The Protocol: The Sovereign Audit
To ensure you are learning at the clock speed of an Architect, apply the Audit Protocol:
1. Scrub the Scapegoat Identify a recent “Miss” in your ventures. Write down the top three external reasons you’ve used to explain it. Now, cross them out. Write down the Internal Decision that allowed those external factors to matter. This is the “Root Cause.”
2. Audit your Indecisions Look at the “To-Do” list you’ve been avoiding. Realize that by not deciding, you are already making a passive decision with a 100% chance of entropy. Pick one, make a choice, and accept the possibility of a mistake as the price of momentum.
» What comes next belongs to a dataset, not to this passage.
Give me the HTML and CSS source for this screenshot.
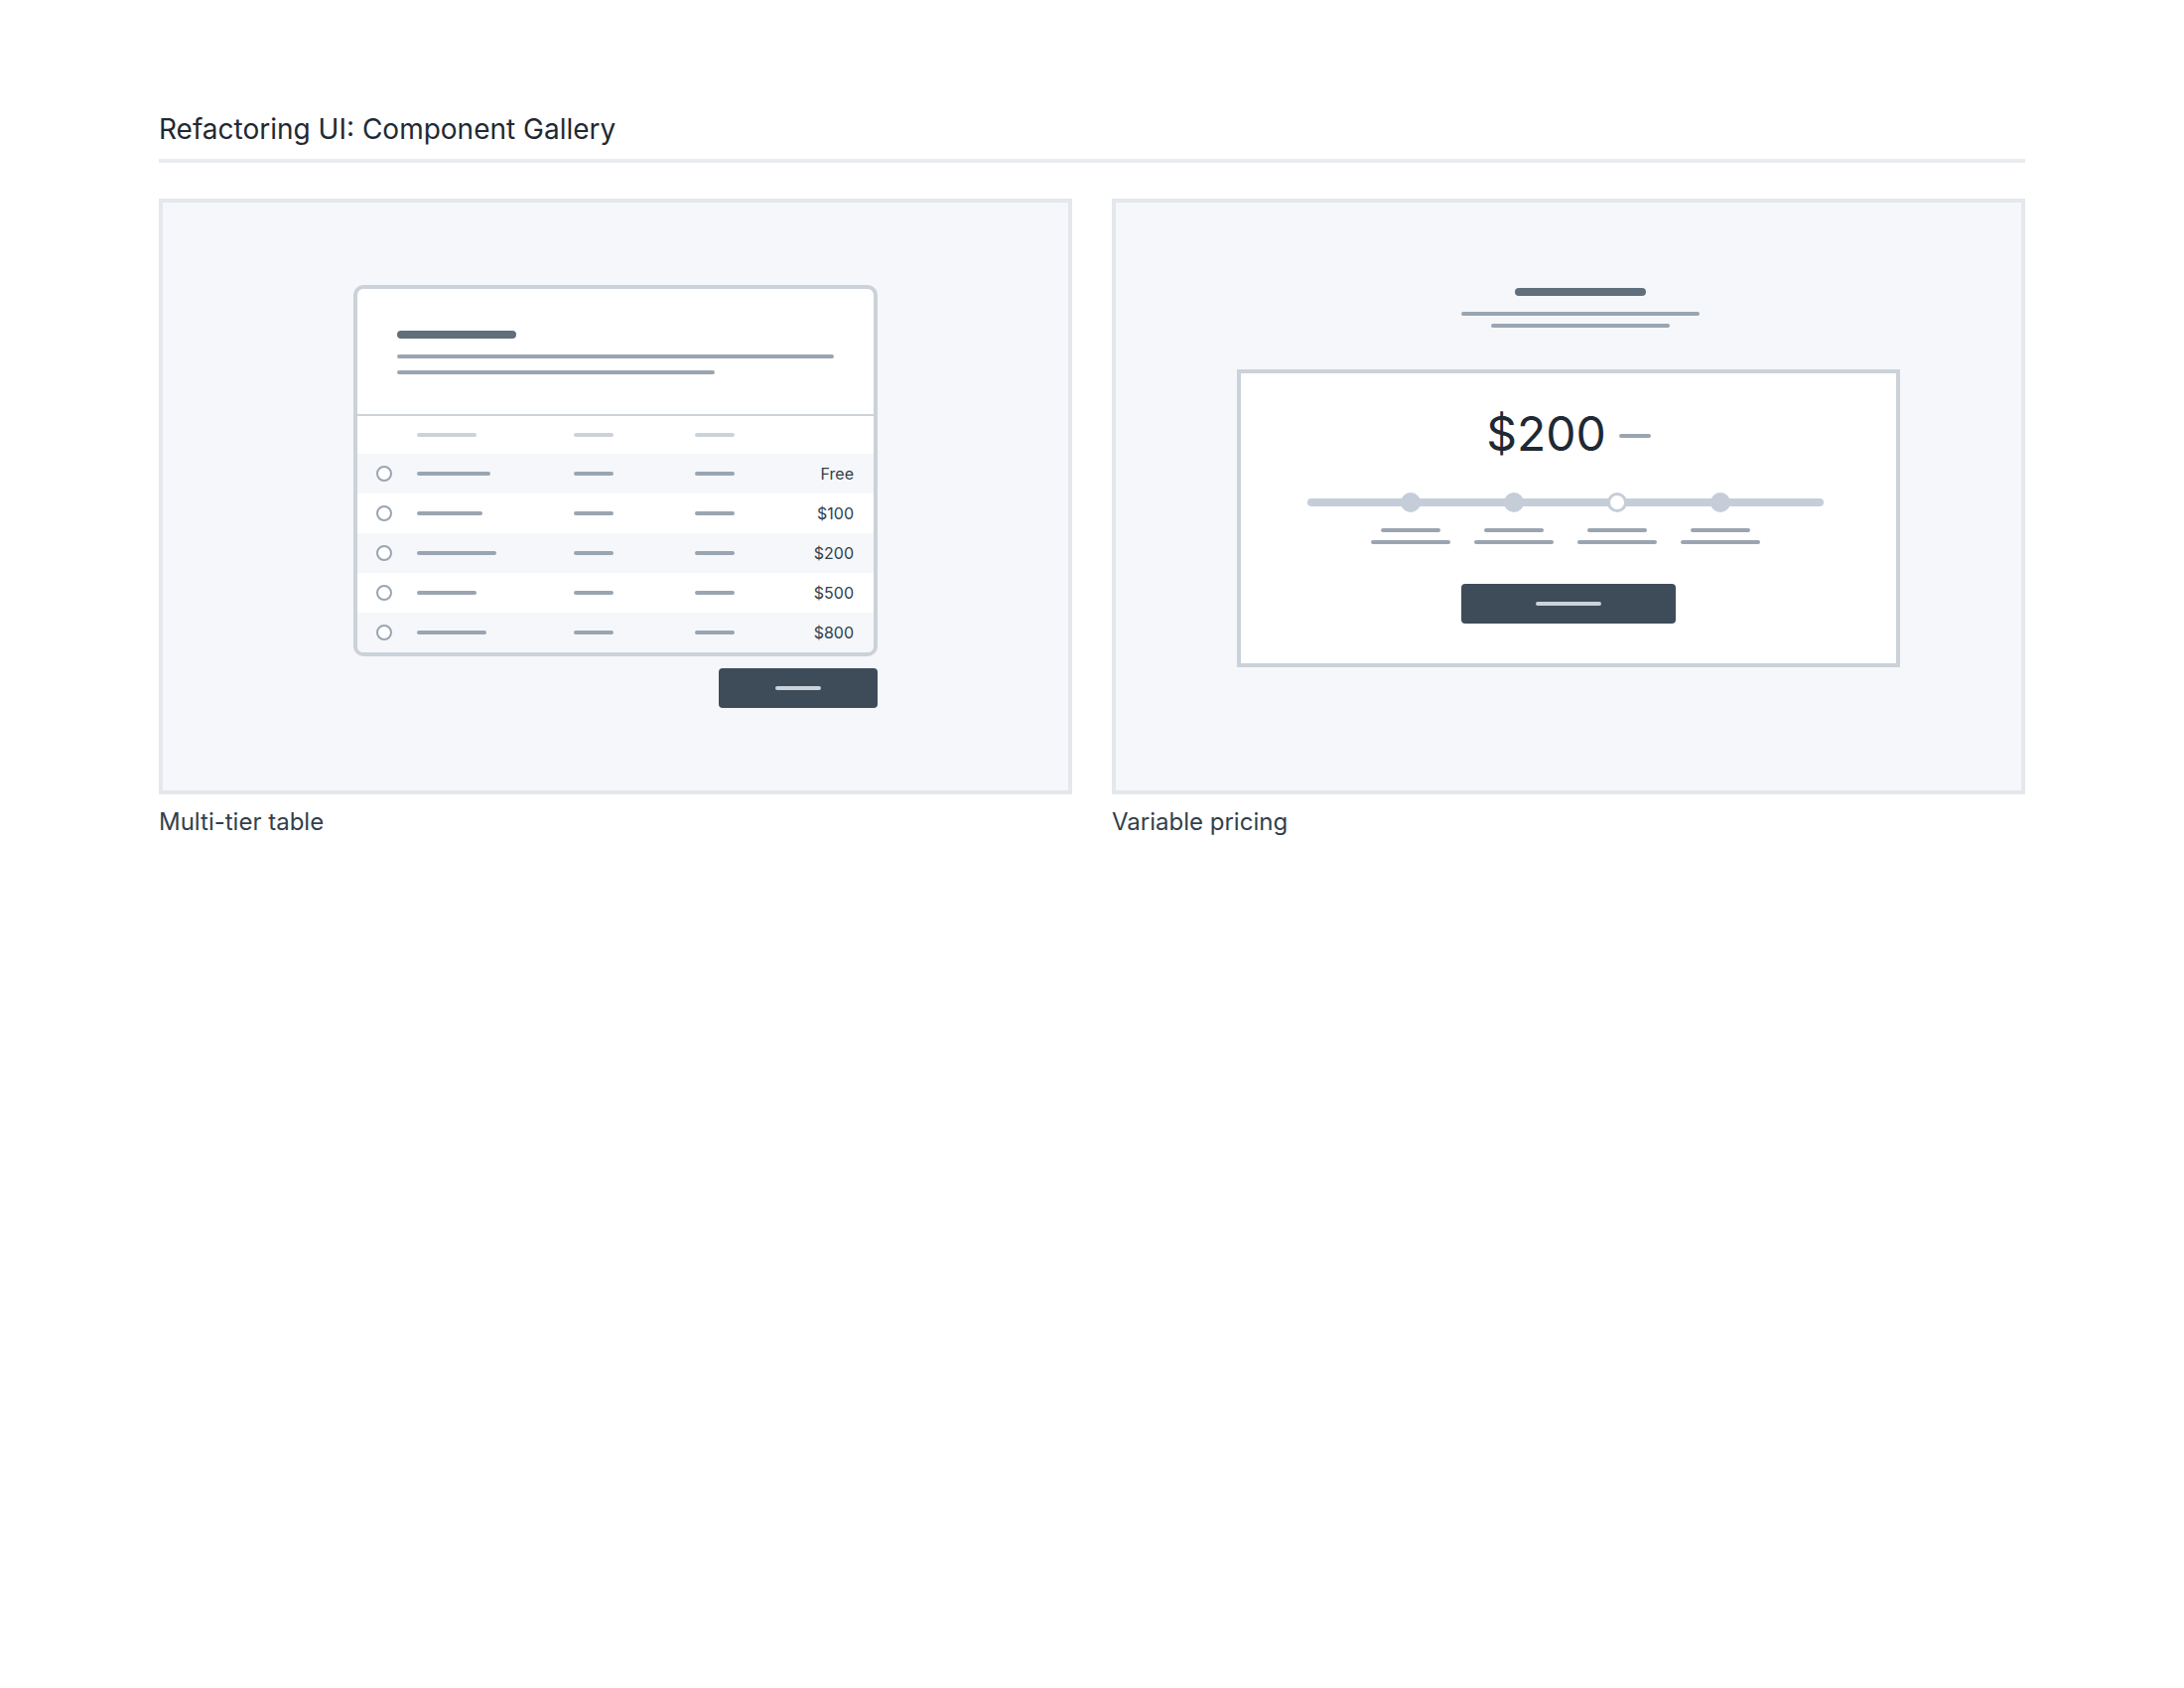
FILE: index.html
```html
<!DOCTYPE html>
<html lang="en">
<head>
<meta charset="utf-8">
<title>Refactoring UI: Component Gallery</title>
<link rel="stylesheet" href="styles.css">
</head>
<body>
<div class="page">
  <h1 class="title">Refactoring UI: Component Gallery</h1>
  <div class="rule"></div>
  <div class="gallery">
    <figure class="item">
      <div class="canvas canvas-table">
        <div class="stack">
          <div class="tier">
            <div class="tier-head">
              <span class="bar bar-dark" style="width:120px"></span>
              <span class="bar" style="width:440px"></span>
              <span class="bar" style="width:320px"></span>
            </div>
            <div class="tier-row tier-labels">
              <span></span>
              <span class="bar bar-light" style="width:60px"></span>
              <span class="bar bar-light" style="width:40px"></span>
              <span class="bar bar-light" style="width:40px"></span>
              <span></span>
            </div>
            <div class="tier-row shaded">
              <span class="radio-cell"><span class="radio"></span></span>
              <span class="bar" style="width:74px"></span>
              <span class="bar" style="width:40px"></span>
              <span class="bar" style="width:40px"></span>
              <span class="price">Free</span>
            </div>
            <div class="tier-row">
              <span class="radio-cell"><span class="radio"></span></span>
              <span class="bar" style="width:66px"></span>
              <span class="bar" style="width:40px"></span>
              <span class="bar" style="width:40px"></span>
              <span class="price">$100</span>
            </div>
            <div class="tier-row shaded">
              <span class="radio-cell"><span class="radio"></span></span>
              <span class="bar" style="width:80px"></span>
              <span class="bar" style="width:40px"></span>
              <span class="bar" style="width:40px"></span>
              <span class="price">$200</span>
            </div>
            <div class="tier-row">
              <span class="radio-cell"><span class="radio"></span></span>
              <span class="bar" style="width:60px"></span>
              <span class="bar" style="width:40px"></span>
              <span class="bar" style="width:40px"></span>
              <span class="price">$500</span>
            </div>
            <div class="tier-row shaded">
              <span class="radio-cell"><span class="radio"></span></span>
              <span class="bar" style="width:70px"></span>
              <span class="bar" style="width:40px"></span>
              <span class="bar" style="width:40px"></span>
              <span class="price">$800</span>
            </div>
          </div>
          <div class="btn btn-table"><span class="btn-line" style="width:46px"></span></div>
        </div>
      </div>
      <figcaption class="caption">Multi-tier table</figcaption>
    </figure>

    <figure class="item">
      <div class="canvas canvas-pricing">
        <div class="intro">
          <span class="bar bar-dark" style="width:132px"></span>
          <span class="bar intro-line" style="width:240px"></span>
          <span class="bar intro-line2" style="width:180px"></span>
        </div>
        <div class="price-box">
          <div class="amount"><span class="amount-text">$200</span><span class="amount-dash"></span></div>
          <div class="slider">
            <div class="track">
              <span class="knob" style="left:20%"></span>
              <span class="knob" style="left:40%"></span>
              <span class="knob knob-active" style="left:60%"></span>
              <span class="knob" style="left:80%"></span>
            </div>
            <div class="ticks">
              <div class="tick"><span class="bar" style="width:60px"></span><span class="bar" style="width:80px"></span></div>
              <div class="tick"><span class="bar" style="width:60px"></span><span class="bar" style="width:80px"></span></div>
              <div class="tick"><span class="bar" style="width:60px"></span><span class="bar" style="width:80px"></span></div>
              <div class="tick"><span class="bar" style="width:60px"></span><span class="bar" style="width:80px"></span></div>
            </div>
          </div>
          <div class="btn btn-pricing"><span class="btn-line" style="width:66px"></span></div>
        </div>
      </div>
      <figcaption class="caption">Variable pricing</figcaption>
    </figure>
  </div>
</div>
</body>
</html>
```

FILE: styles.css
```css
* { box-sizing: border-box; }

html, body {
  margin: 0;
  padding: 0;
  background: #ffffff;
}

body {
  font-family: Inter, "Noto Sans", "Liberation Sans", sans-serif;
  color: #1f2933;
}

.page {
  padding: 113px 160px 0 160px;
}

.title {
  margin: 0;
  font-size: 28px;
  font-weight: 400;
  line-height: 34px;
  color: #1f2933;
  letter-spacing: 0;
}

.rule {
  margin-top: 13px;
  height: 4px;
  background: #e9ecef;
}

.gallery {
  margin-top: 36px;
  display: grid;
  grid-template-columns: 920px 920px;
  column-gap: 40px;
}

.item {
  margin: 0;
}

.canvas {
  height: 600px;
  background: #f5f7fa;
  border: 4px solid #e4e7eb;
  display: flex;
  flex-direction: column;
  align-items: center;
}

.caption {
  margin-top: 13px;
  font-size: 24px;
  line-height: 30px;
  color: #323f4b;
}

/* skeleton bars */
.bar {
  display: block;
  height: 4px;
  border-radius: 2px;
  background: #9aa5b1;
}

.bar-dark {
  height: 8px;
  border-radius: 4px;
  background: #616e7c;
}

.bar-light {
  background: #cbd2d9;
}

/* multi-tier table */
.canvas-table {
  justify-content: center;
}

.stack {
  width: 528px;
  display: flex;
  flex-direction: column;
  align-items: flex-end;
}

.tier {
  width: 528px;
  background: #ffffff;
  border: 4px solid #cbd2d9;
  border-radius: 10px;
  overflow: hidden;
}

.tier-head {
  padding: 42px 40px 40px 40px;
  display: flex;
  flex-direction: column;
  gap: 12px;
  border-bottom: 2px solid #cbd2d9;
}

.tier-head .bar-dark {
  margin-bottom: 4px;
}

.tier-row {
  display: grid;
  grid-template-columns: 60px 158px 122px 1fr auto;
  align-items: center;
  height: 40px;
  padding-right: 20px;
}

.tier-labels {
  height: 38px;
}

.shaded {
  background: #f5f7fa;
}

.radio-cell {
  padding-left: 19px;
  display: flex;
  align-items: center;
}

.radio {
  display: block;
  width: 16px;
  height: 16px;
  border: 2px solid #9aa5b1;
  border-radius: 50%;
  background: #ffffff;
}

.price {
  font-size: 16px;
  line-height: 20px;
  color: #323f4b;
  text-align: right;
}

.btn {
  height: 40px;
  border-radius: 4px;
  background: #3e4c59;
  display: flex;
  align-items: center;
  justify-content: center;
}

.btn-line {
  display: block;
  height: 4px;
  border-radius: 2px;
  background: #cbd2d9;
}

.btn-table {
  margin-top: 12px;
  width: 160px;
}

/* variable pricing */
.canvas-pricing {
  padding-top: 86px;
}

.intro {
  margin-left: 24px;
  display: flex;
  flex-direction: column;
  align-items: center;
}

.intro-line {
  margin-top: 16px;
}

.intro-line2 {
  margin-top: 8px;
}

.price-box {
  margin-top: 42px;
  width: 668px;
  background: #ffffff;
  border: 4px solid #cbd2d9;
  padding: 33px 0 40px 0;
  display: flex;
  flex-direction: column;
  align-items: center;
}

.amount {
  height: 56px;
  font-size: 48px;
  line-height: 56px;
  color: #1f2933;
  white-space: nowrap;
}

.amount-dash {
  display: inline-block;
  vertical-align: baseline;
  width: 32px;
  height: 4px;
  margin-left: 13px;
  margin-bottom: 13px;
  border-radius: 2px;
  background: #9aa5b1;
}

.slider {
  margin-top: 31px;
  width: 520px;
  margin-right: 7px;
}

.track {
  position: relative;
  margin-top: 6px;
  height: 8px;
  border-radius: 4px;
  background: #c5ced8;
}

.knob {
  position: absolute;
  top: -6px;
  width: 20px;
  height: 20px;
  margin-left: -10px;
  border-radius: 50%;
  background: #c5ced8;
}

.knob-active {
  background: #ffffff;
  border: 3px solid #c5ced8;
}

.ticks {
  margin-top: 22px;
  padding: 0 52px;
  display: flex;
}

.tick {
  flex: 1;
  display: flex;
  flex-direction: column;
  align-items: center;
  gap: 8px;
}

.btn-pricing {
  margin-top: 40px;
  width: 216px;
}
```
3. Execute the “Calibration” Move The next time a team member (Jigar, Amish) or a partner brings you a “Failure,” do not look for someone to blame. Ask: “What was the hypothesis, and why did the market reject it?” Move immediately to the Next Sprint. Mistakes are the “Friction” that turns a worker into an Architect.
#DhandheKaFunda: If you can’t own the mistake, you can’t own the empire. Scapegoats are for renters; accountability is for sovereigns. Indecision is a slow death; a mistake is a quick lesson. Fail small, fail fast, and never waste energy justifying a decision that didn’t work. Calibrate the engine and go again.